The owners argue that “the house has been substantially altered since 1962,” the lawsuit says. “There is not a single piece of the house that includes any physical evidence that Monroe ever spent a day at the house, not a piece of furniture, not a paint chip, not a carpet, nothing.”

Over 60 years, 14 owners and numerous permitted remodels, “the city has taken no action regarding the now alleged ‘historic’ or ‘cultural’ status of the house,” the lawsuit states.

City records showed a demolition permit had been issued for the single-family home, attached garage, pool house and storage. Records also showed there were plans to backfill the kidney-shaped pool lined with palm trees, which was captured in photographs as police responded to the scene of Monroe’s death in 1962.

But in “a spasm of activity,” lawyers for the owners said in the suit, city staff and Councilwoman Traci Park, who oversees the district, “arranged the desired outcome” when the City Council voted unanimously to begin the designation process, triggering a temporary stay on the demolition permit that the city’s building department had approved just days prior.

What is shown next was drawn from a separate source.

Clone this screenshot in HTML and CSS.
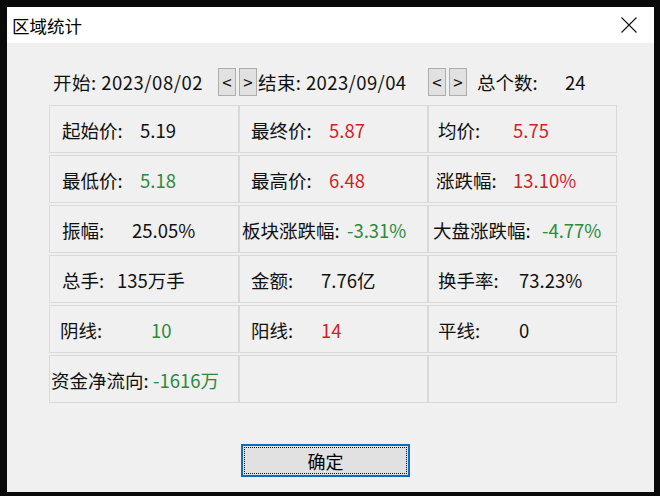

Park did not return a request for comment.

Milstein and Bank have expressed concern that a historic designation would spur an increase in tourism on the small, private road. At a cultural heritage hearing in January, Milstein described tourists ringing their gates as well as their neighbors’ to be let into the house. Some offered money to take pictures because the house cannot be seen from the street.

A full City Council vote is expected this spring to formalize the designation. Now the owners are hoping to restore their right to demolish the property.

The couple has offered to relocate the house so the public can interact with the building, and even secured the backing of Authentic Brands Group, which controls Monroe’s estate and is a co-owner of Elvis Presley’s Graceland. The Brentwood Community Council, an organization that says it represents about 35,000 stakeholders including homeowner and business groups, and several other homeowners associations in the area oppose the designation and support relocating the house.